My biggest problem with THE FREEBIE was the stylistic similarities to another mumblecore film I didn’t like called HUMP DAY. Each of them present an off kilter idea to important characters and then the rest of the film we see the repercussions of these decisions and the toll they take on the characters; the main different is THE FREEBIE features an actor I don’t find particularly funny or charming, Dax Shepard. The premise is intriguing in a human way as everyone can sit around and ponder the outcome of such a deal between two married people, but you don’t have to be a relationship expert to be able to take these characters by the shoulders and shake them to get them to understand that the odds are against them here. We all can talk a big game and attempt to predict how we’d be able to handle negotiated infidelity, but no one can possibly anticipate a sudden burst of feelings and jealousy that is in our nature. I don’t believe that these characters can do it and in the end with the handling of the ending I’m not even exactly sure what the film wants me to feel about the two leads. What I do feel is that they are both horrible liars and Shepard’s character comes off as a huge hypocritical dick. It attempts to paint Aselton as the victim once the dirty deed is finished and the consequences begin to show, but towards the end the film then shows her as a blatant liar as well. So who are we supposed to root for?

What I liked were sections from the middle when Darren and Annie are negotiating the act and then both go off on their quests. I enjoyed the lead up sporadically and the one scene I can pick out that I enjoyed the most was Annie’s conversation at the bar with the bartender. The scene is both funny and sad to me and as you can see her embarrassment and self conscious feelings right on her sleeves and funny when the bartender is picking out guys and she’s judging the picks. I was right there with Annie when things started going downhill, I felt bad for her and hated Darren and then there’s a scene that just flipped my perception of her. She went from being sympathetic to a manipulative liar with an agenda and I lost any and all connections I had to the film.

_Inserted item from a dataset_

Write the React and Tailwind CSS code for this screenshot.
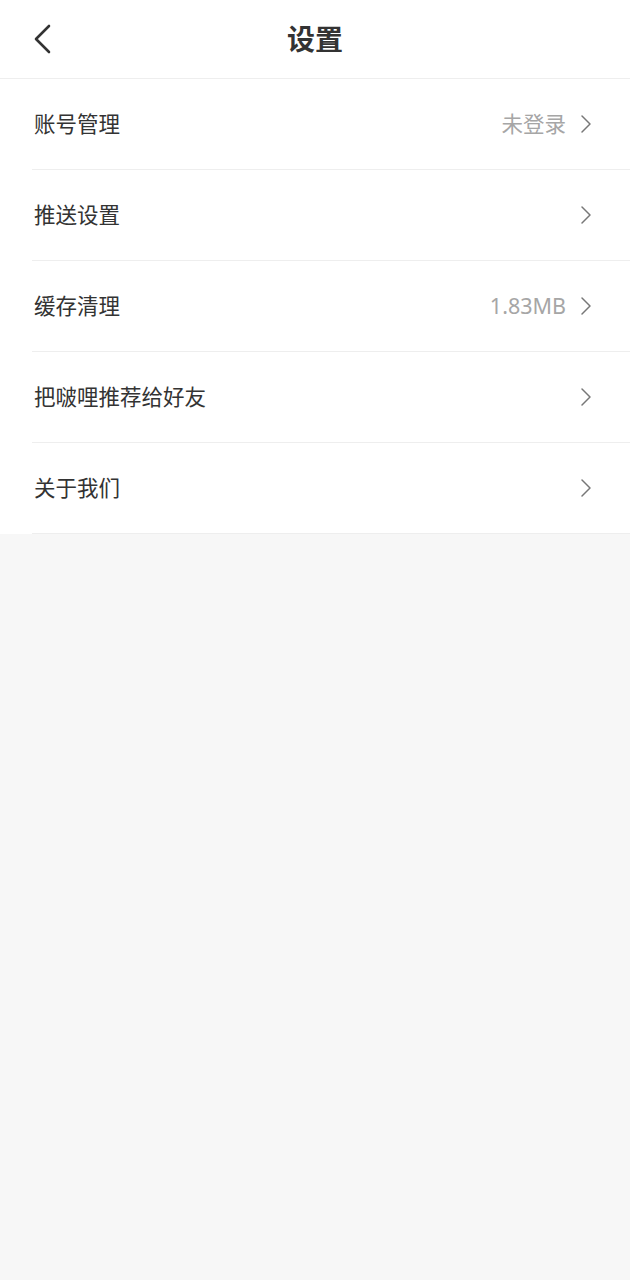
import React from 'react';

const items = [
  { label: '账号管理', value: '未登录' },
  { label: '推送设置' },
  { label: '缓存清理', value: '1.83MB' },
  { label: '把啵哩推荐给好友' },
  { label: '关于我们' },
];

const Chevron = ({ className }) => (
  <svg viewBox="0 0 12 20" className={className} fill="none" stroke="currentColor" strokeWidth="1.5" strokeLinecap="round" strokeLinejoin="round">
    <path d="M2 2l8 8-8 8" />
  </svg>
);

const App = () => {
  return (
    <div
      className="min-h-[1280px] bg-[#f7f7f7]"
      style={{ fontFamily: '"Noto Sans", "Noto Sans CJK SC", sans-serif' }}
    >
      {/* Header */}
      <div className="relative h-[79px] bg-white border-b border-[#eeeeee] flex items-center justify-center">
        <button className="absolute left-[32px] top-[24px] text-[#333333]">
          <svg viewBox="0 0 20 30" className="w-[20px] h-[30px]" fill="none" stroke="currentColor" strokeWidth="2.6" strokeLinecap="round" strokeLinejoin="round">
            <path d="M17 2L4 15l13 13" />
          </svg>
        </button>
        <h1 className="text-[28px] font-bold text-[#333333] leading-none">设置</h1>
      </div>

      {/* List */}
      <div className="bg-white">
        {items.map((item, index) => (
          <div key={index} className="pl-[32px]">
            <div className="h-[91px] flex items-center justify-between border-b border-[#eeeeee] pr-[38px]">
              <span className="pl-[2px] text-[21.5px] text-[#333333]">{item.label}</span>
              <div className="flex items-center gap-[14px]">
                {item.value && (
                  <span className="text-[21.5px] text-[#a6a6a6]">{item.value}</span>
                )}
                <Chevron className="w-[12px] h-[20px] text-[#777777]" />
              </div>
            </div>
          </div>
        ))}
      </div>
    </div>
  );
};

export default App;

The performances aren’t anything to write home about until the end, but at that point I was so indifferent about the characters that I just didn’t care anymore. The film served up a premise I felt interesting enough to sit down and watch but when I started digging in all that was there was cold and dry, the emotions didn’t carry across as much as I’d like and the moral of the story was old and overdone.

THE FREEBIE is the exact type of indie film that I just can’t get into. If it’s attempting to ask deeper questions in regards to character motivations and leaving the answers for our own reading of the film, then it failed to make me care what my answer would be within seconds of ending credits. Perhaps the greater failure was that once it ended I didn’t even feel compelled to say anything about it to anyone. THE FREEBIE is about as quickly forgettable as any generic Hollywood rom com being released every year; do yourself a favor and skip this one.